Quick Snipe o’ Shite is a quick and easy review series based on imparting as much knowledge in as few words as possible. Today, our quick snipe hovers its crosshairs over UnReal World, the Finnish roguelike survival game.
Quick Summary: UnReal World is a ultra-realistic survival game set in the Finnish Iron Age. Featuring a top-down multi-level map, you are tasked with surviving the cold winters and vicious bears and eking out a strip of land out in the dense forests of the wilderness.
If you’ve ever felt the need to sneak through a forest with a javelin in one hand and a bloodied club covered with matted fur and stag brain in the other, then UnReal World is for you. If you’ve ever wanted a real survival experience without a zombie in sight and simple nature as your worst enemy, then UnReal World is for you. If you’ve ever wanted to build a comfy log cabin with a roaring fireplace and spend cold winter days wiling the time away whittling wooden cups for trade, then UnReal World is for you. UnReal World, simply put, is the definitive roguelike survival game.
It’s an easy game to pick up but a hard one to master: several of the mechanics, such as the intricacies and depth of the animal AI, are not particularly easy to figure out. In fact, there are probably as many theories as to where it is best to set up your various traps and such as there are players of UnReal World. The lore of the world (such as it is) is quite abstract and strange, but it doesn’t particularly matter. This is a game about survival and discovery. There are no secret plots or convoluted storylines here except those you make yourself: it’s just about you fighting against starvation, the elements and fucking red-jacketed Njerpez bastards attacking you for no damn reason. And the occasional bear.
That is what makes UnReal so brilliant: it’s deceptively simple on the surface, but deeper as you journey further on. This isn’t a game you can just get all the best skills and stats and become an overpowered God-Emperor within the first 6 in-game months or so. Progression is slow in UnReal World, and preparation is the name of the game. It has what many similar wilderness survival games lack: a sense of genuine achievement in something that would, in other games, simply be considered basic. Building a log cabin takes weeks of work, and you could easily starve to death if you prioritize it over food. Hunting a reindeer involves chasing it for miles on foot, desperately trying to keep track of its footprints: I have yet to encounter a game that gives as much pure joy and satisfaction out of murdering an innocent animal for its meat and skin as UnReal World does. It’s a game about the simple things, and draws a huge amount of enjoyment out of simplistic actions.

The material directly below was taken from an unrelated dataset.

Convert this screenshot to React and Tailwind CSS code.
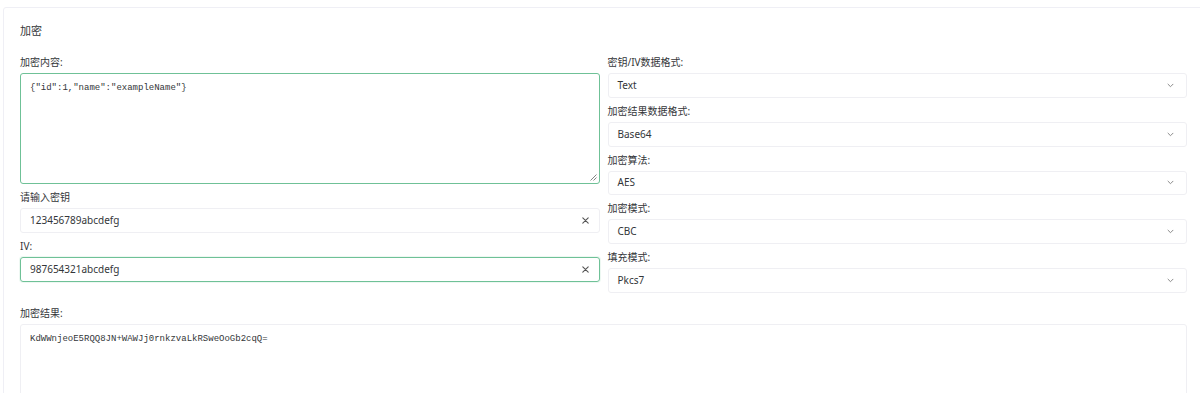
import React from "react";

const sans = { fontFamily: '"Noto Sans", "Noto Sans CJK SC", sans-serif' };

function Label({ children }) {
  return (
    <div className="h-[24px] pt-[6px] text-[10px] leading-[14px] text-[#333639]">{children}</div>
  );
}

function ClearIcon() {
  return (
    <svg width="7" height="7" viewBox="0 0 7 7" className="shrink-0 mr-[1px]">
      <path d="M0.8 0.8L6.2 6.2M6.2 0.8L0.8 6.2" stroke="#555" strokeWidth="1.1" strokeLinecap="round" />
    </svg>
  );
}

function Chevron() {
  return (
    <svg width="7" height="5" viewBox="0 0 7 5" className="shrink-0">
      <path d="M1 1.2L3.5 3.7L6 1.2" stroke="#8a8a8a" strokeWidth="1" fill="none" strokeLinecap="round" strokeLinejoin="round" />
    </svg>
  );
}

function Input({ value, focus }) {
  return (
    <div
      className={
        "h-[25px] flex items-center justify-between pl-[9px] pr-[9px] rounded-[3px] border text-[10px] text-[#333639] " +
        (focus ? "border-[#6fc197] shadow-[0_0_0_1px_rgba(24,160,88,0.08)]" : "border-[#efeff3]")
      }
    >
      <span>{value}</span>
      <ClearIcon />
    </div>
  );
}

function Select({ value }) {
  return (
    <div className="h-[24.75px] flex items-center justify-between pl-[9px] pr-[12px] rounded-[3px] border border-[#efeff3] text-[10px] text-[#333639]">
      <span>{value}</span>
      <Chevron />
    </div>
  );
}

function Area({ value, focus, height, grip }) {
  return (
    <div
      className={
        "relative rounded-[3px] border pl-[9px] pt-[6px] text-[9px] leading-[14px] text-[#333639] " +
        (focus ? "border-[#6fc197]" : "border-[#efeff3]")
      }
      style={{ height }}
    >
      <span style={{ fontFamily: '"Liberation Mono", "DejaVu Sans Mono", monospace' }}>{value}</span>
      {grip && (
        <svg width="7" height="7" viewBox="0 0 7 7" className="absolute right-[2px] bottom-[2px]">
          <path d="M6.5 0.5L0.5 6.5M6.5 3.5L3.5 6.5" stroke="#777" strokeWidth="0.9" />
        </svg>
      )}
    </div>
  );
}

export default function App() {
  return (
    <div className="w-[1200px] h-[393px] overflow-hidden bg-white" style={sans}>
      <div className="mt-[7px] ml-[3px] w-[1212px] border border-[#efeff5] rounded-[3px] pl-[16px]">
        <div className="w-[1167px]">
          <div className="pt-[16px] text-[11px] leading-[14px] text-[#333639]">加密</div>
          <div className="mt-[11px] grid grid-cols-2 gap-x-[8px]">
            <div className="flex flex-col">
              <Label>加密内容:</Label>
              <Area value={'{"id":1,"name":"exampleName"}'} focus height={111} grip />
              <Label>请输入密钥</Label>
              <Input value="123456789abcdefg" />
              <Label>IV:</Label>
              <Input value="987654321abcdefg" focus />
            </div>
            <div className="flex flex-col">
              <Label>密钥/IV数据格式:</Label>
              <Select value="Text" />
              <Label>加密结果数据格式:</Label>
              <Select value="Base64" />
              <Label>加密算法:</Label>
              <Select value="AES" />
              <Label>加密模式:</Label>
              <Select value="CBC" />
              <Label>填充模式:</Label>
              <Select value="Pkcs7" />
            </div>
          </div>
          <div className="mt-[7px]">
            <Label>加密结果:</Label>
            <Area value="KdWWnjeoE5RQQ8JN+WAWJj0rnkzvaLkRSweOoGb2cqQ=" height={111} />
          </div>
        </div>
      </div>
    </div>
  );
}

UnReal World is a gem, and has been in development for years now. It is constantly being updated, but keep in mind it is completely free and designed to be supported on donations alone, so don’t expect massive overhauls overnight. In terms of gameplay, it is definitely a game that you get what you put in: there aren’t an enormous number of mechanics, but there are certainly enough to keep you entertained and they all work together brilliantly. If you haven’t already checked out UnReal World, go do it now you bloody great idiot.
Quick Snipe verdict: Rad as beating a bear to death with a stick.